▸ **Recorded data**:
——————
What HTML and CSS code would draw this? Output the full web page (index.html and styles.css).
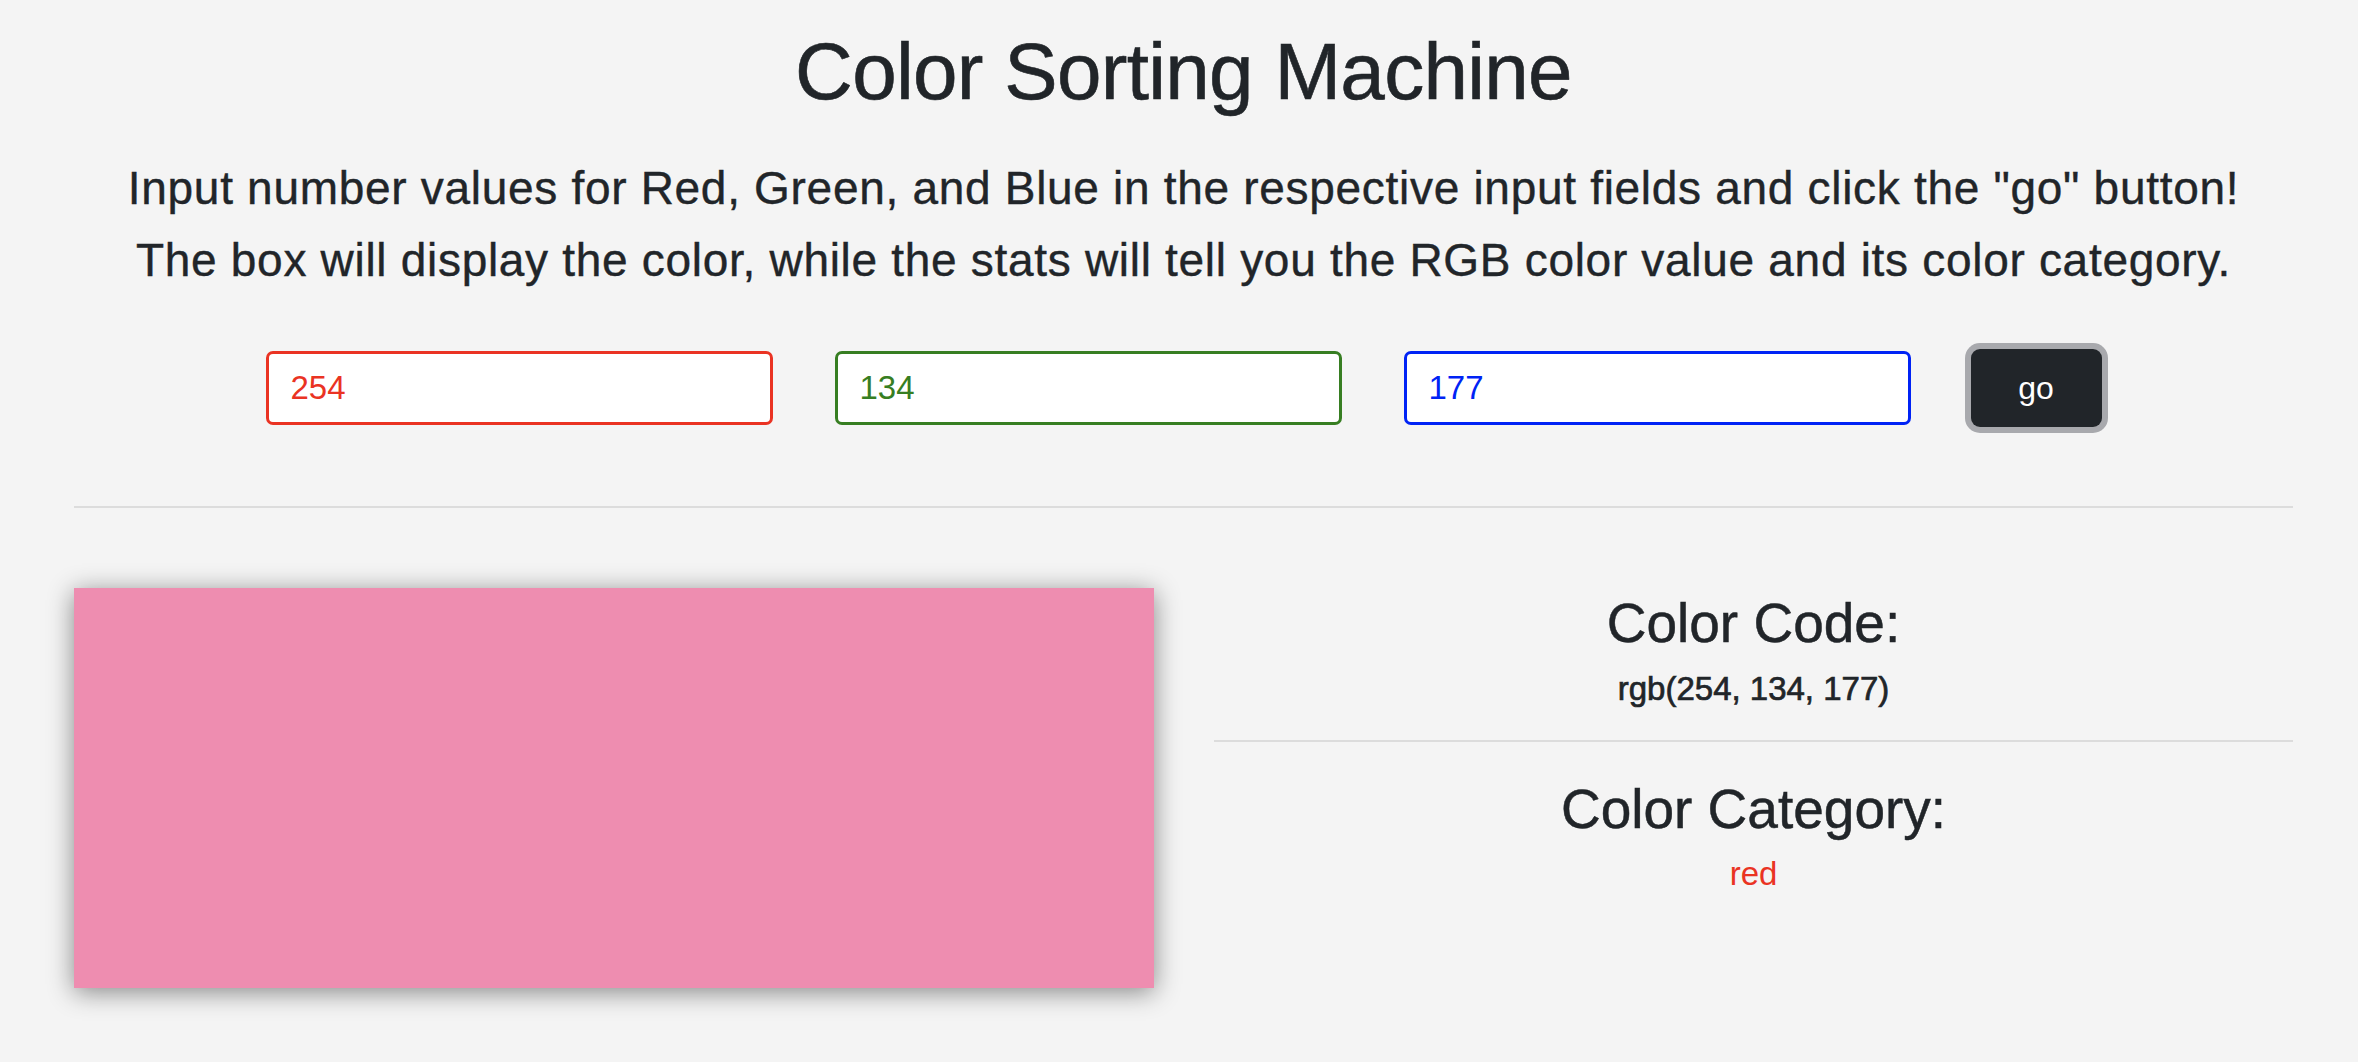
FILE: index.html
```html
<!DOCTYPE html>
<html lang="en">
<head>
<meta charset="utf-8">
<title>Color Sorting Machine</title>
<link rel="stylesheet" href="styles.css">
</head>
<body>
<main class="page">
  <h1 class="title">Color Sorting Machine</h1>
  <div class="intro">
    <p class="intro-line">Input number values for Red, Green, and Blue in the respective input fields and click the "go" button!</p>
    <p class="intro-line">The box will display the color, while the stats will tell you the RGB color value and its color category.</p>
  </div>
  <div class="controls">
    <input class="field field-red" type="text" value="254">
    <input class="field field-green" type="text" value="134">
    <input class="field field-blue" type="text" value="177">
    <button class="go" type="button">go</button>
  </div>
  <hr class="rule">
  <section class="result">
    <div class="swatch"></div>
    <div class="stats">
      <h2 class="stat-title">Color Code:</h2>
      <p class="stat-value stat-code">rgb(254, 134, 177)</p>
      <hr class="stat-rule">
      <h2 class="stat-title stat-title-second">Color Category:</h2>
      <p class="stat-value stat-red">red</p>
    </div>
  </section>
</main>
</body>
</html>
```

FILE: styles.css
```css
html, body {
  margin: 0;
  padding: 0;
  background: #f4f4f4;
}

body {
  font-family: "Liberation Sans", Arial, sans-serif;
  color: #212529;
}

.page {
  padding: 24px 65px 40px 74px;
}

.title {
  margin: 0;
  font-size: 80px;
  line-height: 96px;
  font-weight: 400;
  letter-spacing: -0.7px;
  text-align: center;
  -webkit-text-stroke: 0.6px currentColor;
}

.intro {
  margin-top: 32px;
}

.intro-line {
  margin: 0;
  font-size: 46px;
  line-height: 72px;
  letter-spacing: 0.7px;
  text-align: center;
  -webkit-text-stroke: 0.4px currentColor;
}

.controls {
  margin-top: 53px;
  display: flex;
  justify-content: center;
  align-items: center;
  gap: 62px;
  height: 78px;
}

.field {
  box-sizing: border-box;
  width: 507px;
  height: 74px;
  border: 3px solid;
  border-radius: 7px;
  background: #ffffff;
  padding: 0 22px;
  font-family: "Liberation Sans", Arial, sans-serif;
  font-size: 33px;
  outline: none;
}

.field-red {
  border-color: #ea3323;
  color: #ea3323;
}

.field-green {
  border-color: #377e22;
  color: #377e22;
}

.field-blue {
  border-color: #0023f5;
  color: #0023f5;
}

.go {
  box-sizing: border-box;
  width: 131px;
  height: 78px;
  margin-left: -2px;
  border: none;
  border-radius: 9px;
  background: #212529;
  color: #ffffff;
  font-family: "Liberation Sans", Arial, sans-serif;
  font-size: 32px;
  box-shadow: 0 0 0 6px #a8a9ad;
}

.rule {
  margin: 79px 0 0 0;
  border: none;
  border-top: 2px solid #dcdcdc;
  height: 0;
}

.result {
  margin-top: 80px;
  display: grid;
  grid-template-columns: 1080px 1fr;
  gap: 60px;
  align-items: start;
}

.swatch {
  height: 400px;
  background: #ee8db0;
  box-shadow: 0 4px 24px rgba(0, 0, 0, 0.45);
}

.stats {
  padding-top: 2px;
  text-align: center;
}

.stat-title {
  margin: 0;
  font-size: 55px;
  line-height: 66px;
  font-weight: 400;
  -webkit-text-stroke: 0.5px currentColor;
}

.stat-title-second {
  margin-top: 34px;
}

.stat-value {
  margin: 13px 0 0 0;
  font-size: 33px;
  line-height: 40px;
}

.stat-code {
  -webkit-text-stroke: 0.7px currentColor;
}

.stat-rule {
  margin: 31px 0 0 0;
  border: none;
  border-top: 2px solid #dcdcdc;
  height: 0;
}

.stat-red {
  margin-top: 12px;
  color: #ea3323;
}
```
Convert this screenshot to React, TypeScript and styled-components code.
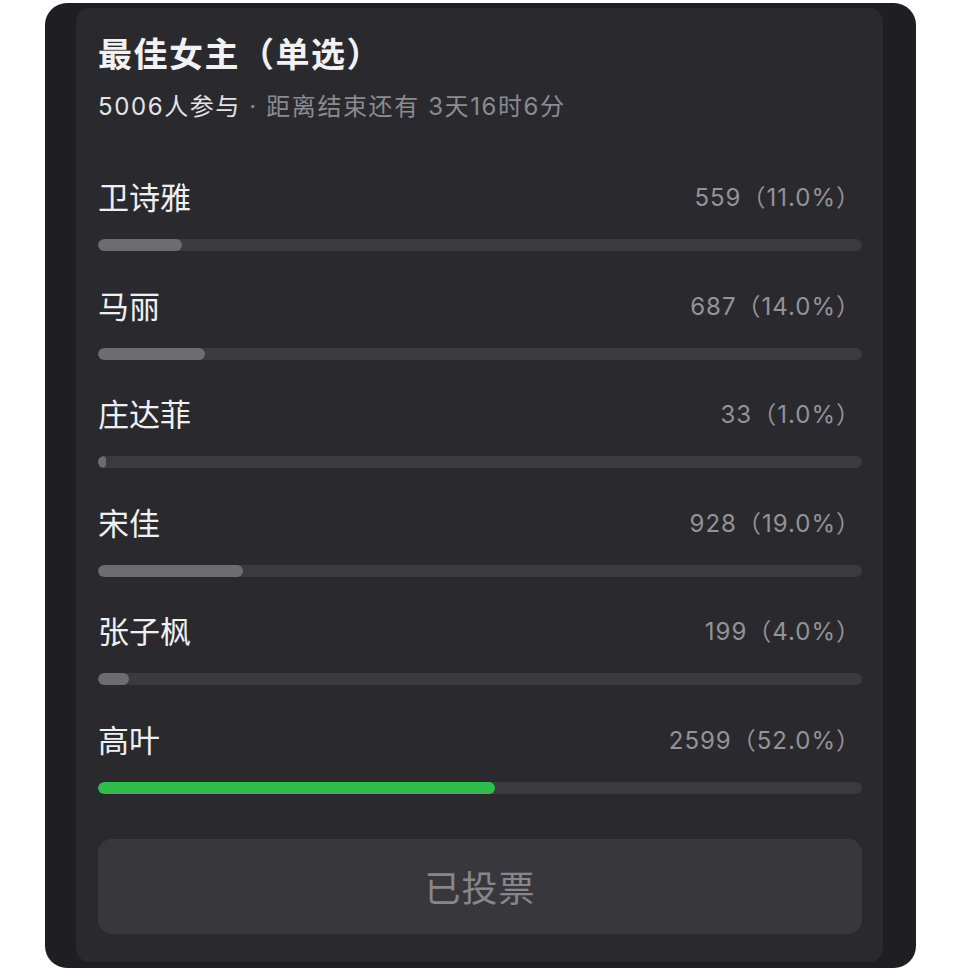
import React from "react";
import styled, { createGlobalStyle } from "styled-components";

const GlobalStyle = createGlobalStyle`
  body {
    margin: 0;
    background: #ffffff;
    font-family: "Inter", "Noto Sans CJK SC", sans-serif;
  }
`;

type Option = { name: string; count: number; pct: number; winner?: boolean };

const options: Option[] = [
  { name: "卫诗雅", count: 559, pct: 11.0 },
  { name: "马丽", count: 687, pct: 14.0 },
  { name: "庄达菲", count: 33, pct: 1.0 },
  { name: "宋佳", count: 928, pct: 19.0 },
  { name: "张子枫", count: 199, pct: 4.0 },
  { name: "高叶", count: 2599, pct: 52.0, winner: true },
];

export default function App() {
  return (
    <>
      <GlobalStyle />
      <Frame>
        <Card>
          <Title>最佳女主（单选）</Title>
          <Meta>
            <Strong>5006人参与</Strong> · 距离结束还有 3天16时6分
          </Meta>
          <List>
            {options.map((o) => (
              <Row key={o.name}>
                <RowHead>
                  <Name>{o.name}</Name>
                  <Count>
                    {o.count}（{o.pct.toFixed(1)}%）
                  </Count>
                </RowHead>
                <Track>
                  <Fill $winner={o.winner} style={{ width: `${o.pct}%` }} />
                </Track>
              </Row>
            ))}
          </List>
          <VoteButton disabled>已投票</VoteButton>
        </Card>
      </Frame>
    </>
  );
}

const Frame = styled.div`
  margin: 3px 0 0 45px;
  width: 871px;
  box-sizing: border-box;
  padding: 5px 33px 6px 31px;
  background: #1f1f23;
  border-radius: 22px;
`;

const Card = styled.div`
  background: #2a2a2e;
  border-radius: 14px;
  padding: 27px 21px 28px 22px;
`;

const Title = styled.div`
  font-size: 34px;
  line-height: 40px;
  font-weight: 700;
  color: #f2f2f4;
  letter-spacing: 1.5px;
`;

const Meta = styled.div`
  margin-top: 17px;
  font-size: 24px;
  line-height: 30px;
  color: #8b8b90;
  letter-spacing: 1.6px;
`;

const Strong = styled.span`
  color: #e4e4e6;
`;

const List = styled.div`
  margin-top: 58px;
  display: flex;
  flex-direction: column;
  gap: 37.5px;
`;

const Row = styled.div`
  display: flex;
  flex-direction: column;
  gap: 23px;
`;

const RowHead = styled.div`
  display: flex;
  justify-content: space-between;
  align-items: center;
  height: 36px;
  padding-right: 1px;
`;

const Name = styled.span`
  font-size: 31px;
  line-height: 36px;
  color: #f0f0f2;
`;

const Count = styled.span`
  font-size: 24px;
  line-height: 36px;
  color: #939398;
  letter-spacing: 1px;
`;

const Track = styled.div`
  height: 12px;
  border-radius: 6px;
  background: #3a3a3f;
  overflow: hidden;
`;

const Fill = styled.div<{ $winner?: boolean }>`
  height: 100%;
  min-width: 7px;
  border-radius: 6px;
  background: ${(p) => (p.$winner ? "#30bd4e" : "#6c6c71")};
`;

const VoteButton = styled.button`
  margin-top: 45px;
  width: 100%;
  height: 95px;
  border: none;
  border-radius: 14px;
  background: #38383c;
  color: #86868b;
  font-family: "Noto Sans CJK SC", sans-serif;
  font-size: 36px;
  letter-spacing: 1px;
`;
——————
Without the pictures, retype the whole of the material above exactly.

▸ **Result for this exercise**:
What HTML and CSS code would draw this? Output the full web page (index.html and styles.css).
FILE: index.html
```html
<!DOCTYPE html>
<html lang="en">
<head>
<meta charset="utf-8">
<title>Color Sorting Machine</title>
<link rel="stylesheet" href="styles.css">
</head>
<body>
<main class="page">
  <h1 class="title">Color Sorting Machine</h1>
  <div class="intro">
    <p class="intro-line">Input number values for Red, Green, and Blue in the respective input fields and click the "go" button!</p>
    <p class="intro-line">The box will display the color, while the stats will tell you the RGB color value and its color category.</p>
  </div>
  <div class="controls">
    <input class="field field-red" type="text" value="254">
    <input class="field field-green" type="text" value="134">
    <input class="field field-blue" type="text" value="177">
    <button class="go" type="button">go</button>
  </div>
  <hr class="rule">
  <section class="result">
    <div class="swatch"></div>
    <div class="stats">
      <h2 class="stat-title">Color Code:</h2>
      <p class="stat-value stat-code">rgb(254, 134, 177)</p>
      <hr class="stat-rule">
      <h2 class="stat-title stat-title-second">Color Category:</h2>
      <p class="stat-value stat-red">red</p>
    </div>
  </section>
</main>
</body>
</html>
```

FILE: styles.css
```css
html, body {
  margin: 0;
  padding: 0;
  background: #f4f4f4;
}

body {
  font-family: "Liberation Sans", Arial, sans-serif;
  color: #212529;
}

.page {
  padding: 24px 65px 40px 74px;
}

.title {
  margin: 0;
  font-size: 80px;
  line-height: 96px;
  font-weight: 400;
  letter-spacing: -0.7px;
  text-align: center;
  -webkit-text-stroke: 0.6px currentColor;
}

.intro {
  margin-top: 32px;
}

.intro-line {
  margin: 0;
  font-size: 46px;
  line-height: 72px;
  letter-spacing: 0.7px;
  text-align: center;
  -webkit-text-stroke: 0.4px currentColor;
}

.controls {
  margin-top: 53px;
  display: flex;
  justify-content: center;
  align-items: center;
  gap: 62px;
  height: 78px;
}

.field {
  box-sizing: border-box;
  width: 507px;
  height: 74px;
  border: 3px solid;
  border-radius: 7px;
  background: #ffffff;
  padding: 0 22px;
  font-family: "Liberation Sans", Arial, sans-serif;
  font-size: 33px;
  outline: none;
}

.field-red {
  border-color: #ea3323;
  color: #ea3323;
}

.field-green {
  border-color: #377e22;
  color: #377e22;
}

.field-blue {
  border-color: #0023f5;
  color: #0023f5;
}

.go {
  box-sizing: border-box;
  width: 131px;
  height: 78px;
  margin-left: -2px;
  border: none;
  border-radius: 9px;
  background: #212529;
  color: #ffffff;
  font-family: "Liberation Sans", Arial, sans-serif;
  font-size: 32px;
  box-shadow: 0 0 0 6px #a8a9ad;
}

.rule {
  margin: 79px 0 0 0;
  border: none;
  border-top: 2px solid #dcdcdc;
  height: 0;
}

.result {
  margin-top: 80px;
  display: grid;
  grid-template-columns: 1080px 1fr;
  gap: 60px;
  align-items: start;
}

.swatch {
  height: 400px;
  background: #ee8db0;
  box-shadow: 0 4px 24px rgba(0, 0, 0, 0.45);
}

.stats {
  padding-top: 2px;
  text-align: center;
}

.stat-title {
  margin: 0;
  font-size: 55px;
  line-height: 66px;
  font-weight: 400;
  -webkit-text-stroke: 0.5px currentColor;
}

.stat-title-second {
  margin-top: 34px;
}

.stat-value {
  margin: 13px 0 0 0;
  font-size: 33px;
  line-height: 40px;
}

.stat-code {
  -webkit-text-stroke: 0.7px currentColor;
}

.stat-rule {
  margin: 31px 0 0 0;
  border: none;
  border-top: 2px solid #dcdcdc;
  height: 0;
}

.stat-red {
  margin-top: 12px;
  color: #ea3323;
}
```
Convert this screenshot to React, TypeScript and styled-components code.
import React from "react";
import styled, { createGlobalStyle } from "styled-components";

const GlobalStyle = createGlobalStyle`
  body {
    margin: 0;
    background: #ffffff;
    font-family: "Inter", "Noto Sans CJK SC", sans-serif;
  }
`;

type Option = { name: string; count: number; pct: number; winner?: boolean };

const options: Option[] = [
  { name: "卫诗雅", count: 559, pct: 11.0 },
  { name: "马丽", count: 687, pct: 14.0 },
  { name: "庄达菲", count: 33, pct: 1.0 },
  { name: "宋佳", count: 928, pct: 19.0 },
  { name: "张子枫", count: 199, pct: 4.0 },
  { name: "高叶", count: 2599, pct: 52.0, winner: true },
];

export default function App() {
  return (
    <>
      <GlobalStyle />
      <Frame>
        <Card>
          <Title>最佳女主（单选）</Title>
          <Meta>
            <Strong>5006人参与</Strong> · 距离结束还有 3天16时6分
          </Meta>
          <List>
            {options.map((o) => (
              <Row key={o.name}>
                <RowHead>
                  <Name>{o.name}</Name>
                  <Count>
                    {o.count}（{o.pct.toFixed(1)}%）
                  </Count>
                </RowHead>
                <Track>
                  <Fill $winner={o.winner} style={{ width: `${o.pct}%` }} />
                </Track>
              </Row>
            ))}
          </List>
          <VoteButton disabled>已投票</VoteButton>
        </Card>
      </Frame>
    </>
  );
}

const Frame = styled.div`
  margin: 3px 0 0 45px;
  width: 871px;
  box-sizing: border-box;
  padding: 5px 33px 6px 31px;
  background: #1f1f23;
  border-radius: 22px;
`;

const Card = styled.div`
  background: #2a2a2e;
  border-radius: 14px;
  padding: 27px 21px 28px 22px;
`;

const Title = styled.div`
  font-size: 34px;
  line-height: 40px;
  font-weight: 700;
  color: #f2f2f4;
  letter-spacing: 1.5px;
`;

const Meta = styled.div`
  margin-top: 17px;
  font-size: 24px;
  line-height: 30px;
  color: #8b8b90;
  letter-spacing: 1.6px;
`;

const Strong = styled.span`
  color: #e4e4e6;
`;

const List = styled.div`
  margin-top: 58px;
  display: flex;
  flex-direction: column;
  gap: 37.5px;
`;

const Row = styled.div`
  display: flex;
  flex-direction: column;
  gap: 23px;
`;

const RowHead = styled.div`
  display: flex;
  justify-content: space-between;
  align-items: center;
  height: 36px;
  padding-right: 1px;
`;

const Name = styled.span`
  font-size: 31px;
  line-height: 36px;
  color: #f0f0f2;
`;

const Count = styled.span`
  font-size: 24px;
  line-height: 36px;
  color: #939398;
  letter-spacing: 1px;
`;

const Track = styled.div`
  height: 12px;
  border-radius: 6px;
  background: #3a3a3f;
  overflow: hidden;
`;

const Fill = styled.div<{ $winner?: boolean }>`
  height: 100%;
  min-width: 7px;
  border-radius: 6px;
  background: ${(p) => (p.$winner ? "#30bd4e" : "#6c6c71")};
`;

const VoteButton = styled.button`
  margin-top: 45px;
  width: 100%;
  height: 95px;
  border: none;
  border-radius: 14px;
  background: #38383c;
  color: #86868b;
  font-family: "Noto Sans CJK SC", sans-serif;
  font-size: 36px;
  letter-spacing: 1px;
`;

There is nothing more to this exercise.